大学騒動の高校への普及が心配されている折りも折り、 関西の高校では卒業生代表によって校長非難のすり替え答辞が 読み上げられたなどの出来事が報じられている時が時だけに ついに県内高校生の間にも大学騒動の余波が及んだかと、 思わずドキリとさせられたからだ。

同校には、これまで大学騒動に関連したような不穏な動きはなかった。 たれ幕を下げた犯人もはっきりしないし、 あるいは先輩か外部の者の単純ないたずらであろうと、 学校当局は当初この事件で特段のセンサクはしないという方針だった。 ところが、たれ幕の下げられた仕掛けに「時限装置」がつかわれていることが わかって、事態は一変した。

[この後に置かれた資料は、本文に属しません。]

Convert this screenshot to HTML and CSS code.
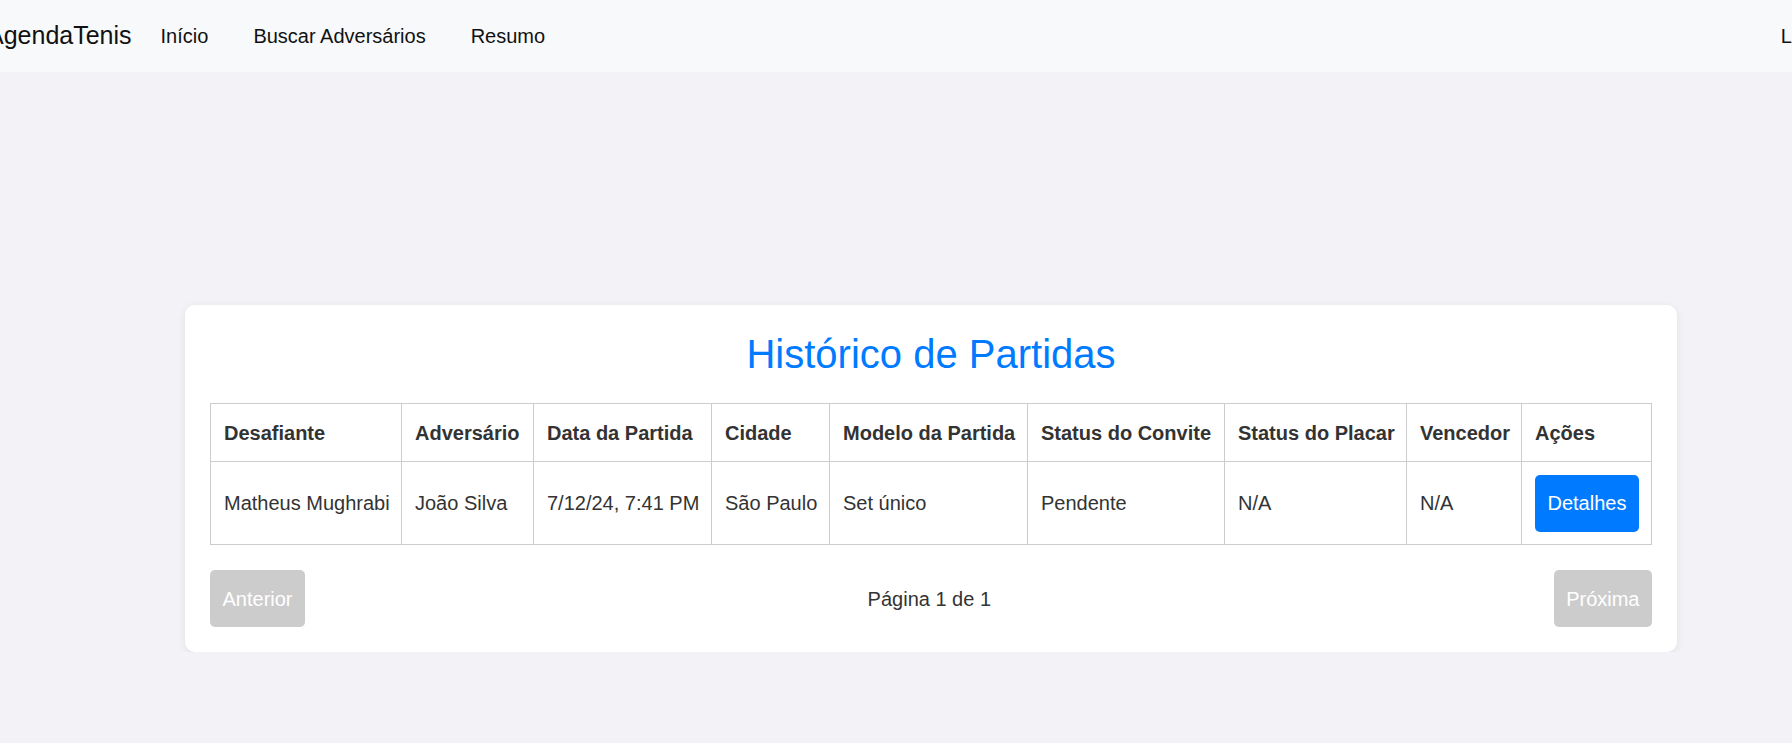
FILE: index.html
```html
<!DOCTYPE html>
<html lang="pt-BR">
<head>
<meta charset="utf-8">
<title>AgendaTenis - Histórico de Partidas</title>
<link rel="stylesheet" href="styles.css">
</head>
<body>
<nav class="navbar">
  <div class="nav-inner">
    <a class="brand" href="#">AgendaTenis</a>
    <ul class="nav-links">
      <li><a href="#">Início</a></li>
      <li><a href="#">Buscar Adversários</a></li>
      <li><a href="#">Resumo</a></li>
    </ul>
    <a class="nav-right" href="#">Logout</a>
  </div>
</nav>
<main class="main">
  <section class="card">
    <h2 class="title">Histórico de Partidas</h2>
    <table class="matches">
      <colgroup>
        <col class="c1"><col class="c2"><col class="c3"><col class="c4"><col class="c5"><col class="c6"><col class="c7"><col class="c8"><col class="c9">
      </colgroup>
      <thead>
        <tr>
          <th>Desafiante</th>
          <th>Adversário</th>
          <th>Data da Partida</th>
          <th>Cidade</th>
          <th>Modelo da Partida</th>
          <th>Status do Convite</th>
          <th>Status do Placar</th>
          <th>Vencedor</th>
          <th>Ações</th>
        </tr>
      </thead>
      <tbody>
        <tr>
          <td>Matheus Mughrabi</td>
          <td>João Silva</td>
          <td>7/12/24, 7:41 PM</td>
          <td>São Paulo</td>
          <td>Set único</td>
          <td>Pendente</td>
          <td>N/A</td>
          <td>N/A</td>
          <td><button class="btn btn-primary">Detalhes</button></td>
        </tr>
      </tbody>
    </table>
    <div class="pagination">
      <button class="btn btn-disabled" disabled>Anterior</button>
      <span class="page-info">Página 1 de 1</span>
      <button class="btn btn-disabled" disabled>Próxima</button>
    </div>
  </section>
</main>
</body>
</html>
```

FILE: styles.css
```css
* { box-sizing: border-box; }

html, body {
  margin: 0;
  padding: 0;
}

body {
  background: #f3f3f7;
  font-family: "Liberation Sans", Arial, sans-serif;
  font-size: 20px;
  line-height: 1.5;
  color: #333;
  overflow: hidden;
}

.navbar {
  height: 72px;
  background: #f8f9fa;
  overflow: hidden;
}

.nav-inner {
  display: flex;
  align-items: center;
  height: 72px;
  margin-left: -13px;
  width: 1855px;
}

.brand {
  font-size: 25px;
  color: #111;
  text-decoration: none;
  line-height: 1.5;
  margin-right: 29px;
}

.nav-links {
  display: flex;
  gap: 45px;
  list-style: none;
  margin: 0;
  padding: 0;
}

.nav-links a,
.nav-right {
  color: #111;
  text-decoration: none;
  font-size: 20px;
}

.nav-right {
  margin-left: auto;
}

.main {
  padding: 233px 0 0 185px;
}

.card {
  width: 1492px;
  background: #fff;
  border-radius: 10px;
  box-shadow: 0 2px 8px rgba(0, 0, 0, 0.08);
  padding: 25px;
}

.title {
  margin: 0 0 25px;
  text-align: center;
  font-size: 40px;
  font-weight: 400;
  line-height: 1.2;
  color: #007bff;
}

.matches {
  width: 100%;
  border-collapse: collapse;
  table-layout: fixed;
}

.c1 { width: 191px; }
.c2 { width: 132px; }
.c3 { width: 178px; }
.c4 { width: 118px; }
.c5 { width: 198px; }
.c6 { width: 197px; }
.c7 { width: 182px; }
.c8 { width: 115px; }
.c9 { width: 130px; }

.matches th,
.matches td {
  border: 1px solid #cccccc;
  text-align: left;
  white-space: nowrap;
  vertical-align: middle;
  line-height: 30px;
}

.matches th {
  padding: 13.5px 13px;
  font-weight: 700;
  color: #333;
}

.matches td {
  padding: 12.5px 13px;
  color: #333;
}

.btn {
  font-family: "Liberation Sans", Arial, sans-serif;
  font-size: 20px;
  line-height: 32px;
  padding: 12.5px;
  border: none;
  border-radius: 5px;
  color: #fff;
  display: inline-block;
  vertical-align: middle;
}

.btn-primary {
  background: #007bff;
}

.btn-disabled {
  background: #cccccc;
}

.pagination {
  margin-top: 25px;
  display: flex;
  justify-content: space-between;
  align-items: center;
}

.page-info {
  color: #333;
}
```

手口はきわめて陰険で計画的だ。 これまでの卒業式後に "教師胴上げ事件" のようなことがあったこともあるが、 そのようないわば高校生にありがちな例とは違う。 だいたい盛岡一高の生徒は伝統的に勇気と名誉を重んずる。 いたずらをするにしても明朗でちゃめっ気がある。

ところが、今回の事件は、校長批判をするのに、 名前も名のらずヤミ打ち的に、 たれ幕を下げ、 しかも時限装置を用いるなど精神異常の爆発狂なみだ。 同じ校長避難にしても、 もし批判するなら堂々と校長室に押し掛けて討論を求めるのが 伝統ある盛岡一高生の気概というもの。 学校当局も、 やり口からみて今回の卒業生や在校生ではないとみているようだ。

犯人はいまのところ皆目不明だが、 これがもし、 外部侵入者にせよ内部の者であるにせよ、 そのやり口が三派系全学連の手口とするなら、 その卑劣さは決して高校生の教官をえることはできないだろう。 むしろナンセンスというべきか。

今回の事件が、 俗にいう三派系全学連の "高校予備軍" の動きではなかったらしいこと、 教師と生徒間の深刻な対立や不振に根ざしたものでもなかったことは、 父兄にとっても救いではある。 ただ、今回のような悪質で陰険な演出は、度が過ぎる。 引っ捕らえてオキュウをすれる必要がある。